>
> Dear John et al.,
>
> As a long time passive casual reader of this list and having even
> participated in some ONTOLOG sessions in the past (circa 2005), I
> first want to say that I always appreciate your posts. They are
> always clear and full of wisdom.
>
> I found this one to be particular thoughtful, pragmatic, and to the
> point. Like you, I too am also of the opinion that the Semantic Web
> community has made a series of mistakes at the architecture, design,
> and implementation as well as business level, which are likely to
> prevent it (and associated technologies) from ever going mainstream on
> the Web.
>
> As a new researcher and observer of what goes on related to the Web in
> Silicon Valley, I was quickly brought down to earth in 2004 when I
> tried to sell and show early efforts and research in Semantic Web.
>
> Upon a deeper (though casual) analysis of the reality in the valley
> and going back to my software engineering roots, I came to the
> realization, like you, that Semantic Web technologies and artifacts
> are simply not meshing well with Web technologies. However, unlike
> your excellent DB-focused analysis, mine was around Software
> Engineering and in particular the lack of agility in Semantic Web
> tools and technologies.
>
> Web developers want quick and malleable results that they can quickly
> show to their stakeholders. The reason is simply that with the
> Internet, software cycles are shorter and shorter. To stay in
> business, companies and developers must show completely working
> systems soon, otherwise clients move on. Agility is paramount.
> Frameworks like Ruby on Rails, PHP/Zend, and Python/Django have gained
> wide acceptance and popularity in recent months (past 36 months or so)

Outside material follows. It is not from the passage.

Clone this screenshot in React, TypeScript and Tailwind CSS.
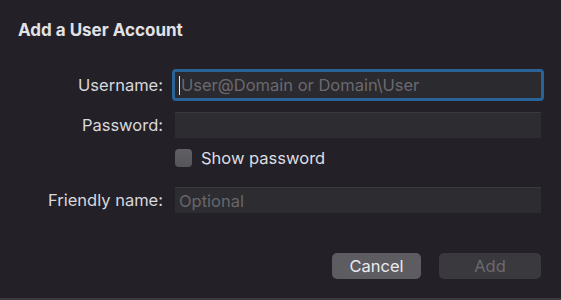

> primarily due to their uncanny ability to get you up and running on
> the Web in a matter of hours, not days. You simply need an idea, a
> relational database, and a server, and a few hours of programming.
>
> Indeed many of the mushrooming Facebook applications and other hot Web
> 2.0 and 2.x applications are now done in these frameworks over
> weekends here in the valley... With cloud computing, the database and
> the servers requirements are themselves becoming commodities that you
> can pay for by the hour---only increasing the pressures to have quick
> and agile development.
>
> Semantic Web, and various aspects of initial versions of Web services
> for that matter, required heavy tooling or 'big up front designs"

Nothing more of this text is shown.